Written request ▸
Keep only the lines of the data below that contain "screenshot", and copy them.

Supplied material ▸
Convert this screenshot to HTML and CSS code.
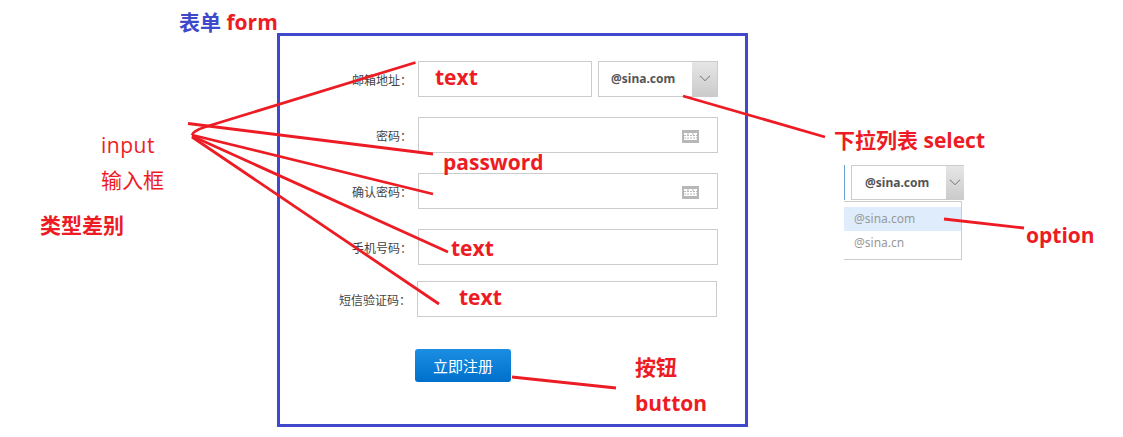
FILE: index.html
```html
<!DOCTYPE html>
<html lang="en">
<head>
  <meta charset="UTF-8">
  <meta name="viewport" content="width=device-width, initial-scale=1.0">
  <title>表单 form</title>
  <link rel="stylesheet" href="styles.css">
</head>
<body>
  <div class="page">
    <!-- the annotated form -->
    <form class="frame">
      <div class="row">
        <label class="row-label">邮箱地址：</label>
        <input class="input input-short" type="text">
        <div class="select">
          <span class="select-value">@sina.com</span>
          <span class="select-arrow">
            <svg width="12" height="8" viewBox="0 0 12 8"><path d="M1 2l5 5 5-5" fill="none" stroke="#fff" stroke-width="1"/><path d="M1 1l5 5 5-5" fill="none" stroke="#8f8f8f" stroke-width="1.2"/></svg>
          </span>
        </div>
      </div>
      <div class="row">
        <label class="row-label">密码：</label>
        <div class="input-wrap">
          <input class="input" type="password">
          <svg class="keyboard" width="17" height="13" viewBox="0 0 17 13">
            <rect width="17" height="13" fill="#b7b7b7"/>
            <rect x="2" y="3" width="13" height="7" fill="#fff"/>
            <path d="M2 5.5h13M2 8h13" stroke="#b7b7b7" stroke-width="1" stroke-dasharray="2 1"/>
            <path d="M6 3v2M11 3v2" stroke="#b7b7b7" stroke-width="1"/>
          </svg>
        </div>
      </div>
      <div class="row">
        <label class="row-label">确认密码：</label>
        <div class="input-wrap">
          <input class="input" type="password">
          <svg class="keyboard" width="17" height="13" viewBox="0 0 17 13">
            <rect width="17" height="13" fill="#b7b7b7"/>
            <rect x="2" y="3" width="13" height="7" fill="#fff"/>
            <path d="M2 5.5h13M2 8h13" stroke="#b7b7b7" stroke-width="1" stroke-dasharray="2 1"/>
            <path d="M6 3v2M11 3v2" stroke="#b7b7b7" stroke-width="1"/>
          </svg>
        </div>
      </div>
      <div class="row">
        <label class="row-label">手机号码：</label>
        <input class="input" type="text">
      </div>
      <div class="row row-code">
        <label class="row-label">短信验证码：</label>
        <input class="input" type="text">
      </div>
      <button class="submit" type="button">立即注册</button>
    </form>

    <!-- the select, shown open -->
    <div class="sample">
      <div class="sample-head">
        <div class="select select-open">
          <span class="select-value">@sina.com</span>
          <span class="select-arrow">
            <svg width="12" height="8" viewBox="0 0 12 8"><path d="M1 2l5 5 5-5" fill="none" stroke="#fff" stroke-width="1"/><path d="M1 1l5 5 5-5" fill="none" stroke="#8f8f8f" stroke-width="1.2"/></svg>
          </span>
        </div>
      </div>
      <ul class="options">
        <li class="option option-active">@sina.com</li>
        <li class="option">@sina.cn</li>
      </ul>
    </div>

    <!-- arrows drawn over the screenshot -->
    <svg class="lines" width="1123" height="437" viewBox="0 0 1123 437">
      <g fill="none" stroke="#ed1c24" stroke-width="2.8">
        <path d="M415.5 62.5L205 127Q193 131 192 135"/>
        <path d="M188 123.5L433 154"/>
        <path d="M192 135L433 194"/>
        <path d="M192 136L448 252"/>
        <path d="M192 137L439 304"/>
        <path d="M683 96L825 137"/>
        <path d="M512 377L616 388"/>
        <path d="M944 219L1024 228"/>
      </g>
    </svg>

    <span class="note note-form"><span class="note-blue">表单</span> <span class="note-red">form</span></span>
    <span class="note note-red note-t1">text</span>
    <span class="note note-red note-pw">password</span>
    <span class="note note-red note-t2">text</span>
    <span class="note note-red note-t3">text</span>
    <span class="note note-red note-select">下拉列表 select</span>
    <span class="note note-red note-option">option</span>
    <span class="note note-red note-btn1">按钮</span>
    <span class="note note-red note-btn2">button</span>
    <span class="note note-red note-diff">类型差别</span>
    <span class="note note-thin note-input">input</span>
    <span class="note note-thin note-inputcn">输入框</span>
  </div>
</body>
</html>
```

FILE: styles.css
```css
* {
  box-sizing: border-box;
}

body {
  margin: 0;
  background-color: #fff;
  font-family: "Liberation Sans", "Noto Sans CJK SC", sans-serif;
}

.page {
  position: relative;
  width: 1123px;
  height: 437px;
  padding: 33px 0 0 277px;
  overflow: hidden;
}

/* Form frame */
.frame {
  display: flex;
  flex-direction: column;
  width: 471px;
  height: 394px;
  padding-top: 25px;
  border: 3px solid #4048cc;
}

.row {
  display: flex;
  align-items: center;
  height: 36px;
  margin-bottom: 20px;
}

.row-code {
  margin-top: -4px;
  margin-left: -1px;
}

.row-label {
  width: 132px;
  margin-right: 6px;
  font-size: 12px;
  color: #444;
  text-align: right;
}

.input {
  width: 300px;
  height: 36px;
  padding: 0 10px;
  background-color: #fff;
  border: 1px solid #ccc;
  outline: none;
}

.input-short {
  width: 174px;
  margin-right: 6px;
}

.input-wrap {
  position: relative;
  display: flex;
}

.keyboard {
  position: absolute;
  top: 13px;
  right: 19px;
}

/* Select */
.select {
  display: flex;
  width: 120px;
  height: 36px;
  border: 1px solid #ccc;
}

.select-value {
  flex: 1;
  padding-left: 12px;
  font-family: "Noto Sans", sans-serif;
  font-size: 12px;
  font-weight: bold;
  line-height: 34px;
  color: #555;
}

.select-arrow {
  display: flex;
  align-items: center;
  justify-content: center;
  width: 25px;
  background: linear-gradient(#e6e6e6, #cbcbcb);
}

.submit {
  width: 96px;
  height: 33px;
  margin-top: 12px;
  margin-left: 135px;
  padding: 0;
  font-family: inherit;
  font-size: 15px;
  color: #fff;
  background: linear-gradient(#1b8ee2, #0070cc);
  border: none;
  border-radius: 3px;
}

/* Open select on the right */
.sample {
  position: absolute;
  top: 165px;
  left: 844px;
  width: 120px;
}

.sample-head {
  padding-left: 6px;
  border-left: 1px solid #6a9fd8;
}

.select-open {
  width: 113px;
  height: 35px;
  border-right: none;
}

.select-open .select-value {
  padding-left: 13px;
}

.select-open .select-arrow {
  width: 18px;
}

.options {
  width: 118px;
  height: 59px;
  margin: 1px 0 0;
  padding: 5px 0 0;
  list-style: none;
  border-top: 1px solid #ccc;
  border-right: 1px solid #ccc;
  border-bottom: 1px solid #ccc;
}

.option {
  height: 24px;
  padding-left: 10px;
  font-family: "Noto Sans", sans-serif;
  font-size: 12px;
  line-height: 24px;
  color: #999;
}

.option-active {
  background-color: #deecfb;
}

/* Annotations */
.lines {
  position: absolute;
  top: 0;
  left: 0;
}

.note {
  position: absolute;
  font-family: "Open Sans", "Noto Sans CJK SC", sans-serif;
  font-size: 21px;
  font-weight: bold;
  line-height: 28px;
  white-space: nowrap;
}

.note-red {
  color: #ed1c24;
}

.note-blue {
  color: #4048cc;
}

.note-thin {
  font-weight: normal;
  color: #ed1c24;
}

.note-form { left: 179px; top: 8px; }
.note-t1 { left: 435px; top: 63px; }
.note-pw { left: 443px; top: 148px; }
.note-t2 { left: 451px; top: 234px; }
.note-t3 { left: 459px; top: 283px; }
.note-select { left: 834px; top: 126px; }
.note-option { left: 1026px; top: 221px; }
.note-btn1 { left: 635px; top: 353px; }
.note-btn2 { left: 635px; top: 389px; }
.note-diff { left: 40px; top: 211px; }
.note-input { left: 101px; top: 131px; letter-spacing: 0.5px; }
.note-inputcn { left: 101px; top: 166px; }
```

Finished answer ▸
Convert this screenshot to HTML and CSS code.
    <!-- arrows drawn over the screenshot -->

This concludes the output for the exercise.